Even now I remember all the nights we sat outside playing music, worshiping God and thanking him for his goodness. And thinking how awesome it was to be able to play my music the way I like it… Wow! And I found books and tapes and CDs, pictures, knickknacks and I know those are only temporal things so to speak, but every one of them is attached to my heart in some manner. To say that’s not godly is an insult to the very world that God created. How many times a day did I sit in a chair, talk to a friend, pray for my children and not know that God was in the room.

Well at some point in the next few weeks, everything will be moved out of her house, and someone else will take over the property and begin afresh. They will come in with their dreams, new thinking, and hope.

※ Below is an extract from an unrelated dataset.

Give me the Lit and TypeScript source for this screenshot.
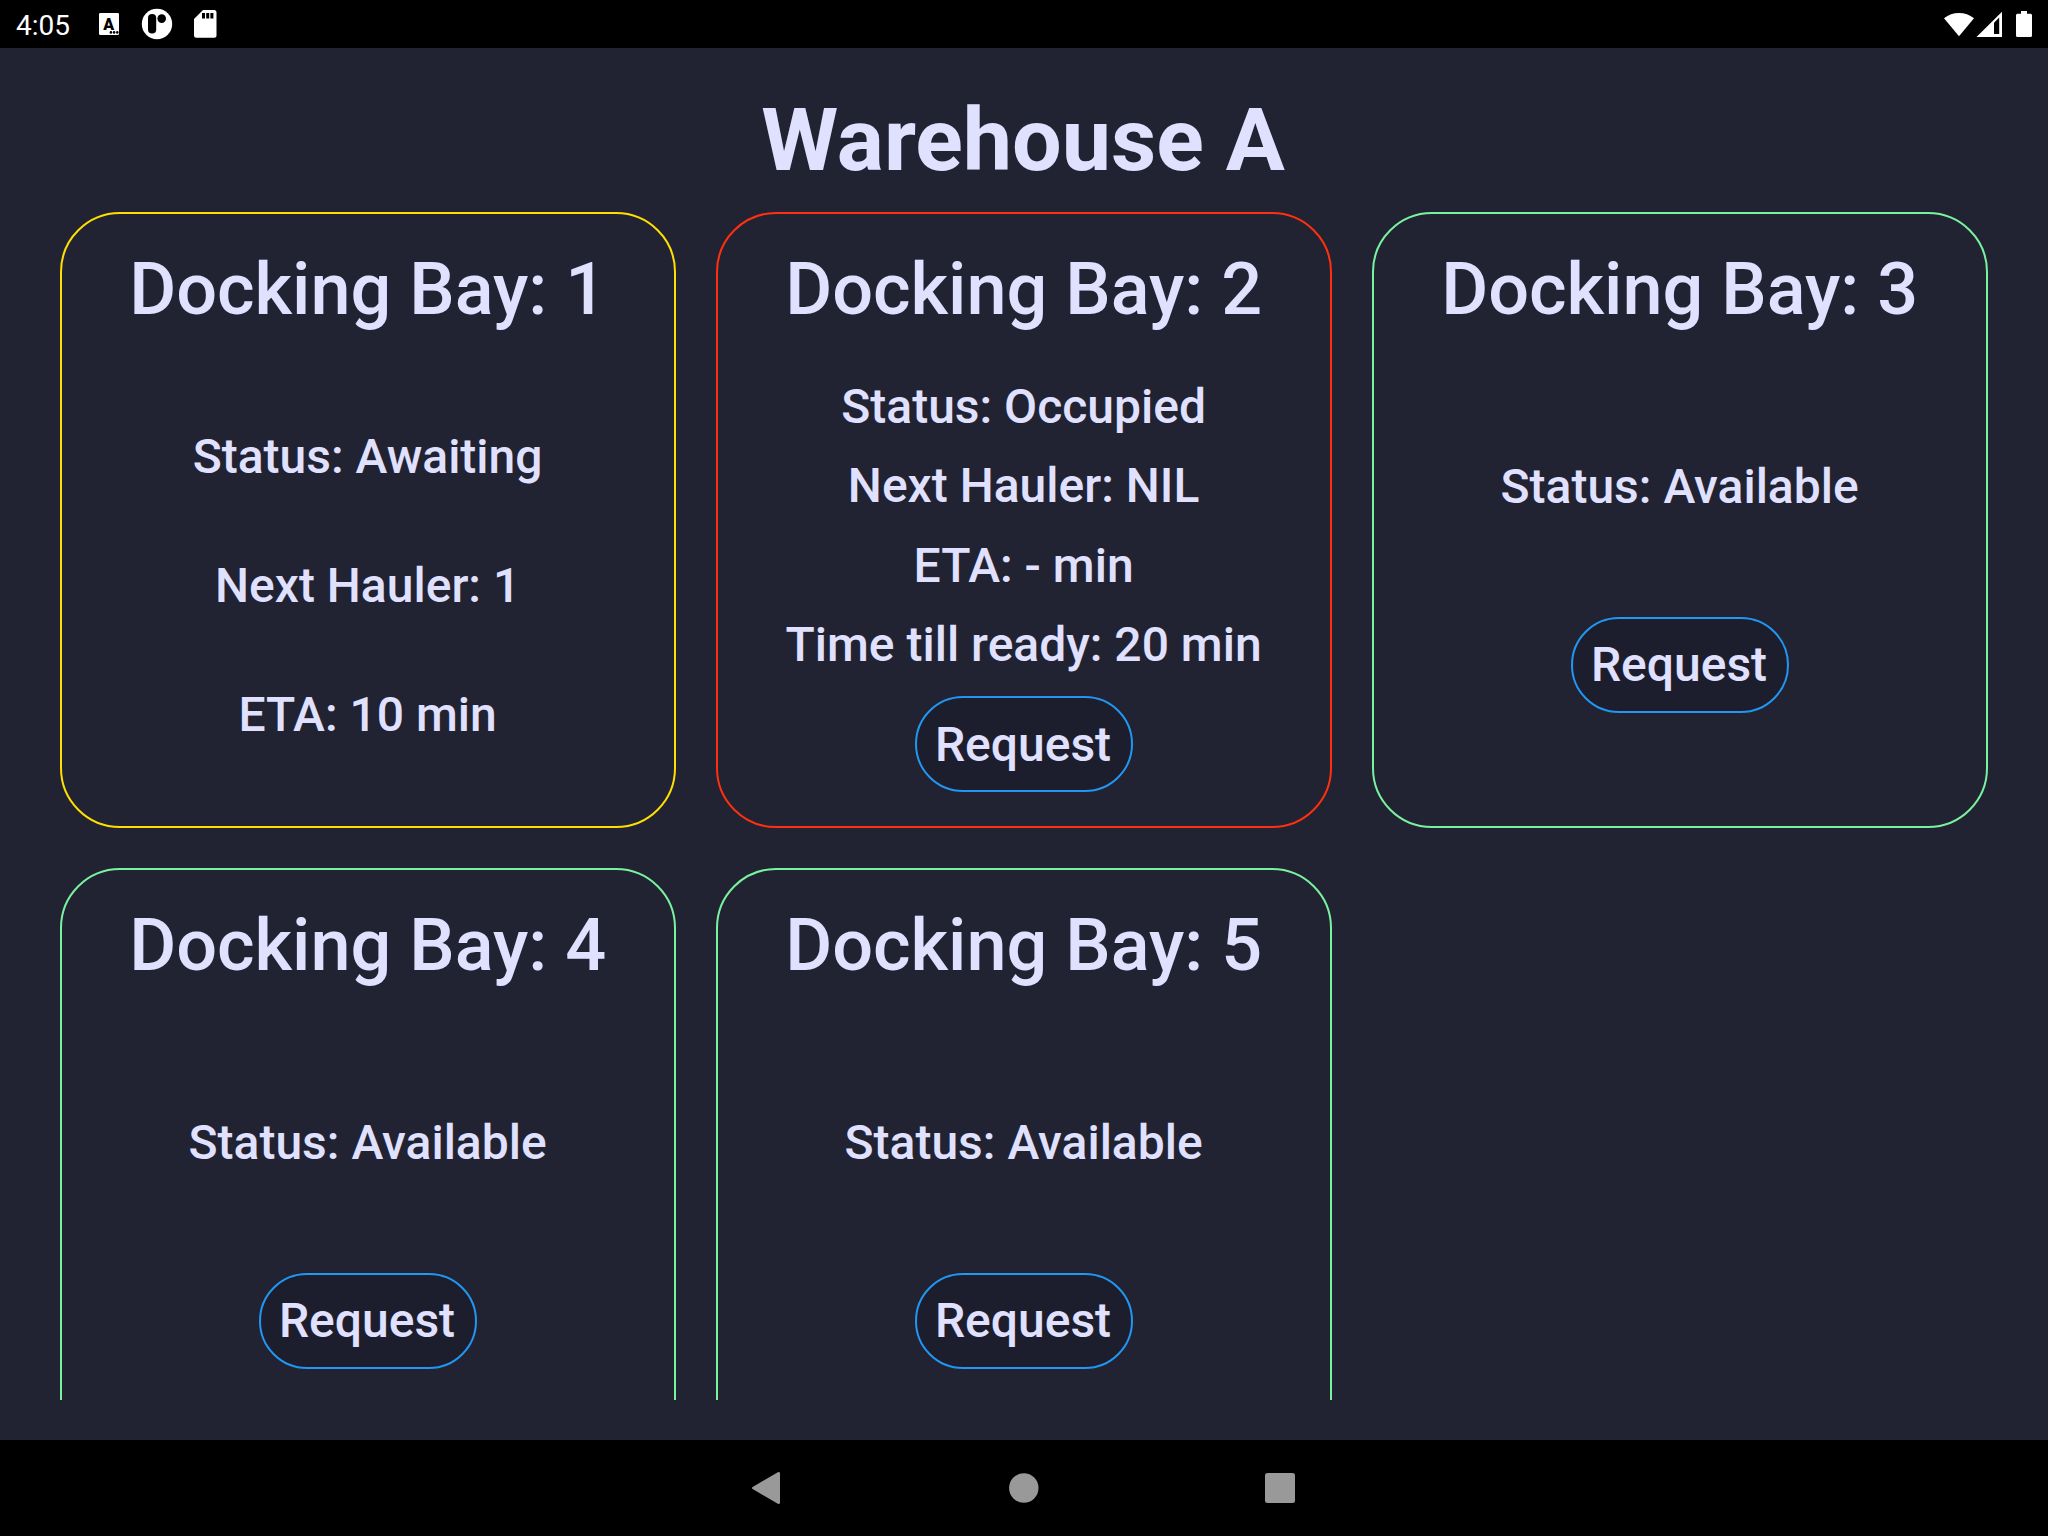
import { LitElement, html, css, svg } from "lit";
import { customElement, property } from "lit/decorators.js";
import { classMap } from "lit/directives/class-map.js";

type State = "awaiting" | "occupied" | "available";
interface Bay {
  id: number;
  state: State;
  lines: string[];
  request: boolean;
}

const BAYS: Bay[] = [
  { id: 1, state: "awaiting", lines: ["Status: Awaiting", "Next Hauler: 1", "ETA: 10 min"], request: false },
  {
    id: 2,
    state: "occupied",
    lines: ["Status: Occupied", "Next Hauler: NIL", "ETA: - min", "Time till ready: 20 min"],
    request: true,
  },
  { id: 3, state: "available", lines: ["Status: Available"], request: true },
  { id: 4, state: "available", lines: ["Status: Available"], request: true },
  { id: 5, state: "available", lines: ["Status: Available"], request: true },
];

@customElement("status-bar")
export class StatusBar extends LitElement {
  static styles = css`
    :host {
      display: flex;
      justify-content: space-between;
      height: 48px;
      background: #000;
      color: #fff;
    }
    .side {
      display: flex;
      align-items: center;
    }
    .clock {
      width: 60px;
      padding: 2px 0 0 16px;
      font: 400 28px/33px Roboto, sans-serif;
    }
    svg {
      display: block;
      height: 48px;
      fill: #fff;
    }
    .cut {
      fill: #000;
    }
    .letter {
      font: 900 16px Roboto, sans-serif;
      fill: #000;
      text-anchor: middle;
    }
  `;

  render() {
    return html`
      <div class="side">
        <div class="clock">4:05</div>
        <svg width="150" viewBox="76 0 150 48">
          <rect x="99" y="13" width="20" height="22" rx="1.2" />
          ${svg`<text class="letter" x="108.800" y="29.600">A</text>`}
          <circle class="cut" cx="110.900" cy="32.400" r="1.300" />
          <circle class="cut" cx="114.100" cy="32.400" r="1.300" />
          <circle class="cut" cx="117.300" cy="32.400" r="1.300" />
          <circle cx="157" cy="24" r="15.2" />
          <rect class="cut" x="148" y="14" width="8.2" height="19.6" rx="4" />
          <circle class="cut" cx="161.7" cy="18.6" r="4.3" />
          <path d="M203 10H214a2.500 2.500 0 0 1 2.500 2.500V35.300a2.500 2.500 0 0 1-2.500 2.500H196.500a2.500 2.500 0 0 1-2.500-2.500V19Z" />
          <path class="cut" d="M202 13h3v5.600h-3zM206.200 13h3v5.600h-3zM210.400 13h3v5.600h-3z" />
        </svg>
      </div>
      <div class="side">
        <svg width="108" viewBox="1940 0 108 48">
          <path d="M1959 36.300 1944 18.200a24.200 24.200 0 0 1 30 0Z" />
          <path d="M1976.500 37 2002 11.800V37Z" />
          <path class="cut" d="M1994 22.800 1999.200 17.600V34H1994Z" />
          <path d="M2021 11h6v2.700h3.500a1.500 1.500 0 0 1 1.500 1.500V35.500a1.500 1.500 0 0 1-1.500 1.500H2017.500a1.500 1.500 0 0 1-1.500-1.500V15.200a1.500 1.500 0 0 1 1.500-1.500H2021Z" />
        </svg>
      </div>
    `;
  }
}

@customElement("nav-bar")
export class NavBar extends LitElement {
  static styles = css`
    :host {
      display: flex;
      align-items: center;
      justify-content: center;
      height: 96px;
      background: #000;
    }
    .key {
      display: flex;
      justify-content: center;
      width: 256px;
    }
    svg {
      display: block;
      width: 40px;
      height: 40px;
      fill: #999;
    }
  `;

  render() {
    return html`
      <div class="key">
        <svg viewBox="0 0 40 40">
          <path d="M4.600 18.900 29.800 4.300Q32 3.200 32 5.400V34.600Q32 36.800 29.800 35.700L4.600 21.100Q3.400 20 4.600 18.900Z" />
        </svg>
      </div>
      <div class="key">
        <svg viewBox="0 0 40 40"><circle cx="19.800" cy="20" r="14.700" /></svg>
      </div>
      <div class="key">
        <svg viewBox="0 0 40 40"><rect x="5" y="5" width="30" height="30" rx="2.500" /></svg>
      </div>
    `;
  }
}

@customElement("bay-card")
export class BayCard extends LitElement {
  @property({ attribute: false }) bay!: Bay;

  static styles = css`
    .card {
      display: flex;
      flex-direction: column;
      align-items: center;
      box-sizing: border-box;
      height: 616px;
      padding: 34px 0 10.400px;
      border: 2px solid;
      border-radius: 60px;
    }
    .awaiting {
      border-color: #ffde03;
    }
    .occupied {
      border-color: #ff3010;
    }
    .available {
      border-color: #79f29e;
    }
    .title {
      margin-bottom: 23px;
      padding-right: 0.800px;
      color: #e0e0ff;
      font-size: 72px;
      line-height: 84px;
    }
    .body {
      flex: 1;
      display: flex;
      flex-direction: column;
      align-items: center;
      justify-content: space-evenly;
      color: #e0e0ff;
      font-size: 48px;
      line-height: 56px;
    }
    .line {
      margin-bottom: -0.650px;
      padding: 0.650px 0.800px 0 0;
    }
    .request {
      box-sizing: border-box;
      height: 96px;
      padding: 1.100px 20px 0 18px;
      border: 2px solid #2196f3;
      border-radius: 48px;
      background: #1d1e2d;
      color: #e0e0ff;
      font: inherit;
    }
  `;

  render() {
    const { id, state, lines, request } = this.bay;
    return html`
      <div class=${classMap({ card: true, [state]: true })}>
        <div class="title">Docking Bay: ${id}</div>
        <div class="body">
          ${lines.map((l) => html`<div class="line">${l}</div>`)}
          ${request ? html`<button class="request">Request</button>` : null}
        </div>
      </div>
    `;
  }
}

@customElement("app-root")
export class AppRoot extends LitElement {
  static styles = css`
    :host {
      display: flex;
      flex-direction: column;
      height: 1536px;
      background: #212332;
      color: #e0e0ff;
      font-family: Roboto, sans-serif;
      font-weight: 500;
    }
    .page {
      flex: 1;
      min-height: 0;
      display: flex;
      flex-direction: column;
      box-sizing: border-box;
      padding: 40px 60px;
    }
    .heading {
      margin: 0 0 21px;
      padding-right: 2px;
      font-size: 88px;
      font-weight: 700;
      line-height: 103px;
      text-align: center;
    }
    .grid {
      flex: 1;
      min-height: 0;
      display: grid;
      grid-template-columns: repeat(3, 1fr);
      grid-auto-rows: 616px;
      gap: 40px;
      overflow: hidden;
    }
  `;

  render() {
    return html`
      <status-bar></status-bar>
      <main class="page">
        <h1 class="heading">Warehouse A</h1>
        <div class="grid">${BAYS.map((b) => html`<bay-card .bay=${b}></bay-card>`)}</div>
      </main>
      <nav-bar></nav-bar>
    `;
  }
}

I pray for whoever ends up with the property that they are blessed as my wife and I were blessed. I pray that if it’s a business they prosper. I pray that if it’s an individual that a hopeful spring will come forth in their lives and the blessing of the Lord will be upon them. I pray for the blessing of the Lord to be upon those that took advantages of us over this season. I’m thankful for those here in New Hampshire who received us into their midst. Friends and family with church and community..

I remember the first year I moved to the community that we lived. I never thought I would stay. I thought it was stop on the way to where we “were going.” It was shortly after my accident. (I had been hit by a taxicab and the Lord had restored me.) We moved to Springfield Vermont. We found a 3 bedroom apartment with a two car garage and a large covered porch. Kitchen, dining room, two living rooms and a fireplace. But 6 years later we were still there! And we decided to purchase our home. To become part of the community. And we did.

So here we come to the final week. I cannot begin to explain how difficult this is. Frankly, it is making me a little ill. Last year we did everything we knew how to do to resolve things with the bank. Their final response was a lawyer calling for the foreclosure of the home.

I know me. I will never want to go back. Never want to talk about. The rumors are flying, the accusations being made.

God you are bigger. I know you are.


Written by Lee Johndrow

Lee Johndrow

Lee is on staff as the Prophetic Ministry Leader at the Village Church where he functions as one of the prophetic grace. (You can visit their site at www.villagechurchswanzey.com)

He is the father of five wonderful children. Married for over 22 years to his wife Tina. 7 grandchildren as of September 22, 2014, with another one on the way! Loving life with family, friends, faith, fun and food!

18 thoughts on “Our Final Week In Springfield”

  1. OK….I teared up massively this morning reading this during my “morning coffee”….So sorry for all the struggles with the property. Like I said to you yesterday, I hope that someday the burden you feel lifted from you by getting out from under it will outweigh the feeling of losing it. It did for me when we left Charlestown…..most days…..

  2. I wept this morning as I felt the pain of the process Tina and you have been through. Know that Rhonda and I love you all and are standing with you, believing God for His will and plan for your lives. Our prayer is that the blessing’s of God will so overcome your life that the pain of this season will be lessened each day. I believe that God has an amazing journey for you and better days are ahead. Love you brother.